Let’s look at two concepts from Planet Money’s “Summer School 1: Choices & Dating”: opportunity cost, and sunk-cost fallacy.

Opportunity cost

This compilation process takes a long time. I’m going to get a snack while I wait.

Opportunity cost is the cost of doing activity A instead of activity B. For example, watching another YouTube video before bed comes at the cost of finishing that novel you started last year1.

I am reminded of opportunity cost whenever I’m waiting for webpack to rebuild a client and server in development. Every moment I spend waiting is a moment that I’m doing any development work (and a moment that I’m likely to switch to another task).
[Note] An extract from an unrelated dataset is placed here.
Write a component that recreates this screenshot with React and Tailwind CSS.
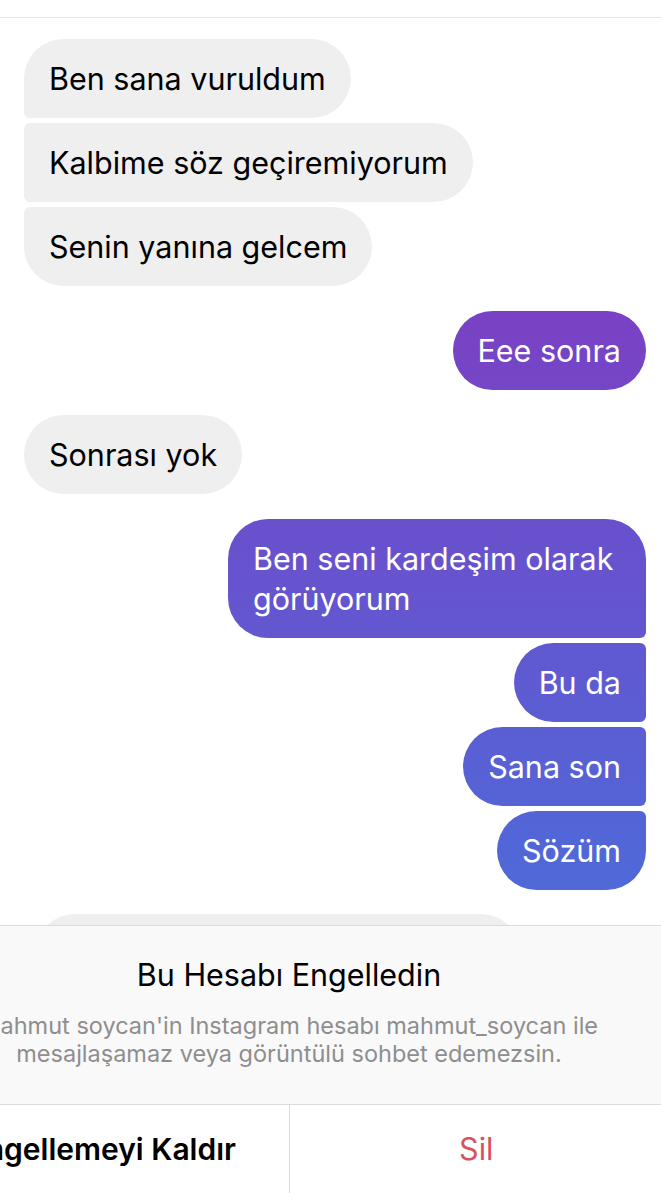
import React from "react";

const purple =
  "bg-fixed bg-[linear-gradient(180deg,#7b40c4_300px,#4e6ad9_900px)] text-white";

const Bubble = ({ text, side, shape, width = "whitespace-nowrap" }) => {
  const base =
    side === "left"
      ? "bg-[#efefef] text-black self-start"
      : `${purple} self-end`;
  return (
    <div
      className={`${base} ${shape} ${width} px-[25px] pt-[20px] pb-[19px] text-[30.5px] leading-[40px]`}
    >
      {text}
    </div>
  );
};

const App = () => {
  return (
    <div
      className="w-[661px] h-[1193px] overflow-hidden bg-white flex flex-col"
      style={{ fontFamily: "Inter, 'Liberation Sans', sans-serif" }}
    >
      <div className="h-[18px] shrink-0 border-b border-[#e3e3e3]" />

      <div className="flex-1 overflow-hidden pl-[24px] pr-[15px] pt-[21px] flex flex-col">
        <div className="flex flex-col gap-[5px]">
          <Bubble side="left" text="Ben sana vuruldum" shape="rounded-[40px] rounded-bl-[6px]" />
          <Bubble side="left" text="Kalbime söz geçiremiyorum" shape="rounded-[40px] rounded-l-[6px]" />
          <Bubble side="left" text="Senin yanına gelcem" shape="rounded-[40px] rounded-tl-[6px]" />
        </div>

        <div className="flex flex-col mt-[25px]">
          <Bubble side="right" text="Eee sonra" shape="rounded-[40px]" />
        </div>

        <div className="flex flex-col mt-[25px]">
          <Bubble side="left" text="Sonrası yok" shape="rounded-[40px]" />
        </div>

        <div className="flex flex-col gap-[5px] mt-[25px]">
          <Bubble
            side="right"
            text="Ben seni kardeşim olarak görüyorum"
            shape="rounded-[40px] rounded-br-[6px]"
            width="w-[418px]"
          />
          <Bubble side="right" text="Bu da" shape="rounded-[40px] rounded-r-[6px]" />
          <Bubble side="right" text="Sana son" shape="rounded-[40px] rounded-r-[6px]" />
          <Bubble side="right" text="Sözüm" shape="rounded-[40px] rounded-tr-[6px]" />
        </div>

        <div className="mt-[24px] ml-[11px] w-[486px] h-[80px] shrink-0 bg-[#efefef] rounded-[40px]" />
      </div>

      <div className="shrink-0 w-[748px] ml-[-85px] bg-[#f9f9f9] border-t border-[#dbdbdb]">
        <div className="pt-[31px] pb-[36px] text-center">
          <p className="text-[30.5px] leading-[36px] text-black">Bu Hesabı Engelledin</p>
          <p className="mt-[19px] text-[23.5px] leading-[28px] text-[#8e8e8e]">
            mahmut soycan'in Instagram hesabı mahmut_soycan ile
            <br />
            mesajlaşamaz veya görüntülü sohbet edemezsin.
          </p>
        </div>
        <div className="flex h-[89px] border-t border-[#dbdbdb] bg-white">
          <div className="flex-1 flex items-center justify-center border-r border-[#dbdbdb] text-[30px] font-semibold text-black">
            Engellemeyi Kaldır
          </div>
          <div className="flex-1 flex items-center justify-center text-[30.5px] text-[#d6525c]">
            Sil
          </div>
        </div>
      </div>
    </div>
  );
};

export default App;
We should be attuned to these costs and advocate for the time to fix the underlying problem. If we can reduce these opportunity costs, then we can increase our productivity and even improve the developer experience.

Sunk-cost fallacy

We’ve already invested heavily in our Java architecture. Let’s find a way to make it work for this machine-learning project.

A sunk cost is one that has already been paid and cannot be recovered. The fallacy comes from making altering future decisions based on those costs.

In development, it’s common to take one of two paths: a) finding your hammer and using it for every problem, or b) chasing every new trend under the sun. Both can illustrate the sunk-cost fallacy, but the former is more straightforward.

Time spent learning a language, money spent on a subscription service, and effort spent working on a problem are all sunk costs. Once they’re gone, they’re gone. The experience can help inform future decisions, but it shouldn’t limit them with artificial constraints.

Footnotes

  1. This isn’t autobiographical at all.